Hace
unos días escuchaba en la radio que Madrid se plantea establecer jurados
profesionales para los músicos callejeros. Sí, así de crudo. Si usted quiere
tocar, por poner un ejemplo, la trompeta tibetana al final de la calle Carretas,
habrá un tribunal que le escuchará con atención, tomará notas delicadas y, con
palabras más o menos cuidadas, le informará de si usted vale o no para la
tarea. Todos aquellos músicos de la vida que tengan el beneplácito del
Ayuntamiento podrán seguir en la calle, regalando melodías a los viandantes,
con la esperanza de que su voluntad llene las fundas de saxos, violines y
guitarras. La tarea se convierte así en trabajo, mal remunerado se me antoja.
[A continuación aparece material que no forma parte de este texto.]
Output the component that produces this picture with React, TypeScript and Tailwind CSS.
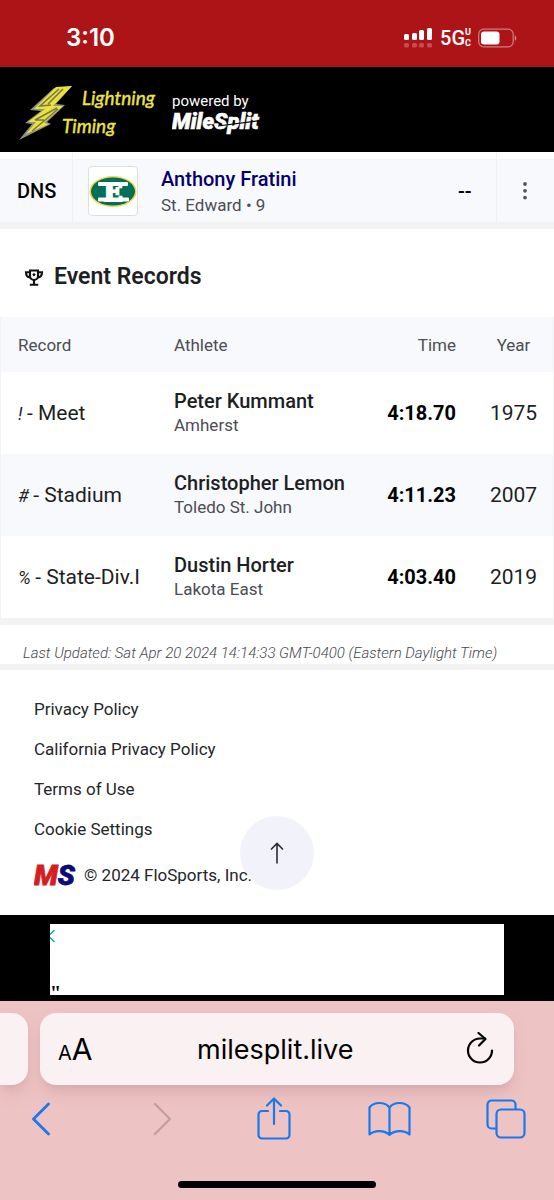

Trabajo al uso, al fin y al cabo.
Dicen
los que saben del Ayuntamiento que así se cuida la calidad de las notas que
vuelan por la capital de España. Se cuida la variedad, la oferta, la precisión
de la música, y se cuida, por tanto, el bien vivir de los madrileños que pasean
por la Plaza de Callao o por la calle del Arenal. Mis tres años de estancia en
la castiza urbe vienen perlados de escuchas furtivas en esquinas y en
rincones de Madrid. Recuerdo el grupo de cuerda que se emplazaba justo detrás
de El Corte Inglés de Preciados, en la calle del Carmen. Dos violines, una
viola, un chelo y un contrabajo, interpretando grácilmente temas clásicos de
Bach o animosas marchas de jazz, incluso gestionando con habilidad las palmas
de los que les hacían corro. También recuerdo al solitario violinista que
tocaba en las traseras del Palacio Real, en una de las calles que acababan en
la Plaza de Oriente, y cuyos arpegios resonaban casi siempre lánguidos y
tristes, porque casi nunca lo rodeaba nadie. Eso es propio del barullo de
Madrid, concentrado en puntos neurálgicos, huidizo de ciertos lugares de
particular belleza.
Y dicen
también los técnicos de la Villa que así se va a evitar el ruido en Madrid. Que
así, el que toque, lo hará con destreza y brío, y turistas y autóctonos no
tendrán que soportar a los músicos que tomen la calle como espacio de
aprendizaje y práctica, sino tan solo a aquellos que ya se hayan formado en la
Escuela correspondiente y quieran brindarnos a todos su talento.
Ruido. El que
se evita gestionando adecuadamente las virtudes o defectos de quien se atreve a
tocar, a cantar o simplemente a abrir la boca.
Yo
estoy de acuerdo. Me parece una buena medida. Que en el espacio público, no
cualquiera pueda hacer música. Es más, que los que salgan al espacio público
superen las pruebas técnicas suficientes como para garantizar la calidad de sus
intervenciones y evitarnos a todos el ruido. Me parece que el Ayuntamiento de
Madrid ha estado especialmente acertado con esta regulación, y espero que
pronto se extienda en horizontal (a todos los campos de la cosa pública) y en
vertical (a todos los cargos). Que los músicos hagan música, que sepan de
música antes de tocar. Que los médicos sepan de medicina y cumplan sus
estándares de calidad antes de curar a nadie. Que los maestros sepan enseñar y
no llenen de ruido las clases.
Ruido.
El que hace el tambor irlandés en manos inexpertas. El que empaña el espacio
cuando el maestro no sabe la lección.
Ruido.
Que vayan los técnicos del Ayuntamiento para bajar los niveles de ruido a los
sitios donde más hay y más molesto resulta. A la carrera de San Jerónimo. A la Moncloa.
Al palacio de las Telecomunicaciones. Y ya puestos, que no dejen seguir a los
que están rompiendo el aire con su evidente falta de preparación para los
puestos que desempeñan. Porque el ruido habla de nosotros, en las calles de
Madrid y en los foros internacionales. ¿O no?